(Cluny Brown)
1946
de: Ernst Lubitsch
avec: Charles Boyer, Jennifer Jones, Peter Lawford
Notre problématique du jour : l’humour au cinéma a-t-il une date de péremption ? Ce qui faisait s’esclaffer nos aïeux est-il toujours efficace aujourd’hui ? Certains exemples semblent évidents : Charlie Chaplin et Buster Keaton par exemple fonctionnent toujours, car leurs œuvres reposent sur des gags purement visuels. Mais qu’en est-il des débuts du cinéma parlant, lorsque le rire reposait sur ses dialogues ? Tentons de répondre en réfractant “La folle ingénue”.
Un film qui nous raconte les aventures de Cluny Brown, une jeune femme au caractère fantasque qui devient domestique dans une maison anglaise respectable en 1938. Son périple va être mis en parallèle avec celui de Adam Belinski, un professeur tchèque qui a fui son pays par peur des nazis et qui trouve refuge dans cette même demeure. Son attitude farfelue, lui aussi, va donner lieu à une série de quiproquos et de péripéties en tout genre.
Premier constat, “La folle ingénue” met en scène ses personnages dans des installations très théâtrales : on peut aisément découper le film en plusieurs actes, avec, pour chacun d’eux, une certaine forme d’unité de lieu. Pour réaliser tout cela, on retrouve Ernst Lubitsch l’un des maîtres de la comédie de l’époque.
Avec les moyens de l’époque, forcément plus limités qu’aujourd’hui, le cinéaste va tout de même réussir à faire étalage d’un talent encore efficace aujourd’hui. On pense tout particulièrement aux scènes avec un rythme soutenu des excellents dialogues. Ernst Lubitsch va accompagner ces échanges vocaux en centrant à chaque fois la caméra sur celui qui a la parole, sans coupure : une impression de confusion totalement voulue qui appuie le côté rocambolesque du film. D’une manière générale, sa mise en scène est très fluide, avec relativement peu de fioritures.
« Ça devient n’importe quoi les plombiers avec le confinement »
Mais ce qui a le plus interpellé Les Réfracteur, c’est la façon dont le réalisateur réussit, à travers le rire, à dénoncer tout le système de classes sociales de l’époque. Malgré l’aspect légèrement vaudeville du film, il impose presque le personnage de Cluny Brown comme une féministe. De part son caractère léger, elle est éprise de liberté: c’est particulièrement bien vu, car cette place de la femme ne se fait pas à grand coup de scènes trop explicites. Cluny Brown est par nature hors de ce schéma qu’adopte ses contemporains. “Tu ne connais pas ta place !” lui martèle son oncle, alors que c’est en fait la société de l’époque qui ne sait pas comment intégrer cette femme différente.

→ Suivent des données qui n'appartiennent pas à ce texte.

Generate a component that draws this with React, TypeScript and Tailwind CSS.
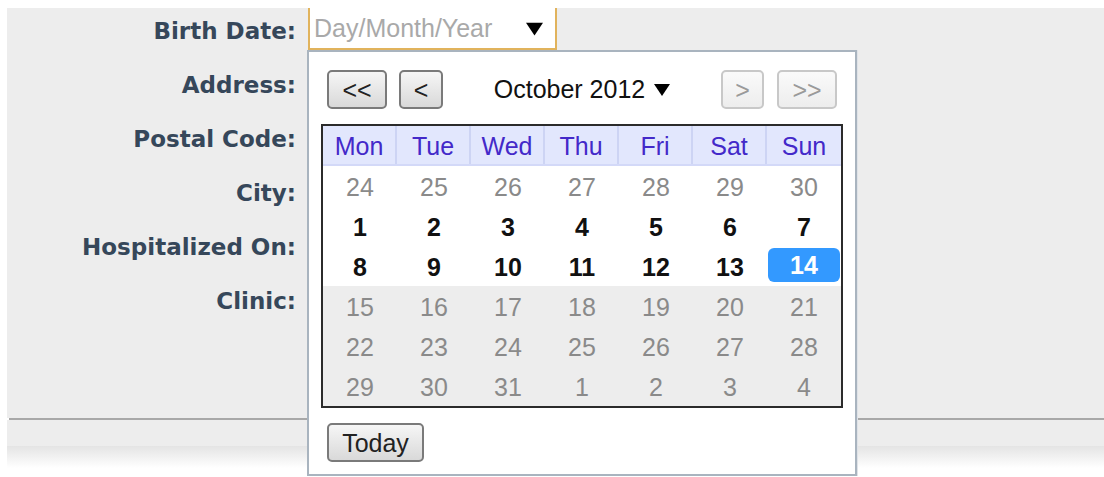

Dans cette démarche de dénonciation des conventions de l’époque, le cinéaste va évidemment s’attaquer aux gens aisés : leurs occupations futiles en opposition aux problèmes de ceux moins fortunés, ou encore leurs caractères pompeux à l’instar du personnage de pharmacien qui s’éprend de Cluny. Mais sa satire, Ernst Lubitsch va lui donner une autre ampleur lorsque le film se centre sur le fantastique personnage du professeur Belinsky. Lui qui a (tout du moins il semble) fuit le nazisme qui contamine l’Europe, est logé par cette fameuse famille. Bien à l’abri en Angleterre, qui en 1938 est épargnée des troubles du reste du continent, ceux qui le logent vont se sentir grandis, de véritables résistants, simplement parce qu’ils lui fournissent un abri. C’est subtil, et il faut l’interpréter, mais cette critique de la “fausse rébellion” pèse sur tout le film.
Une savoureuse pique lancée aux gens aisés donc, mais pas seulement. Le cinéaste va aussi mettre en évidence l’attitude parfois servile des gens plus pauvres. Les domestiques de la maison sont tous autoritaires, jouissant du petit pouvoir qu’ils ont sur Cluny, du fait de leur expérience. Propres sur eux et obéissants, Ernst Lubitsch tend à démontrer que leur caractère, ils se l’imposent eux-mêmes. Subtil et risqué, mais exécuté avec maestria, cette critique supplémentaire restitue une forme de satire plus complète de la société de l’époque.
Pour répondre à la question que nous évoquions en introduction : oui, le rire vieilli au fil du temps. Mais lorsque qu’il sert une cause noble il ne disparaît pas, il revêt simplement un aspect différent tout en restant pertinent.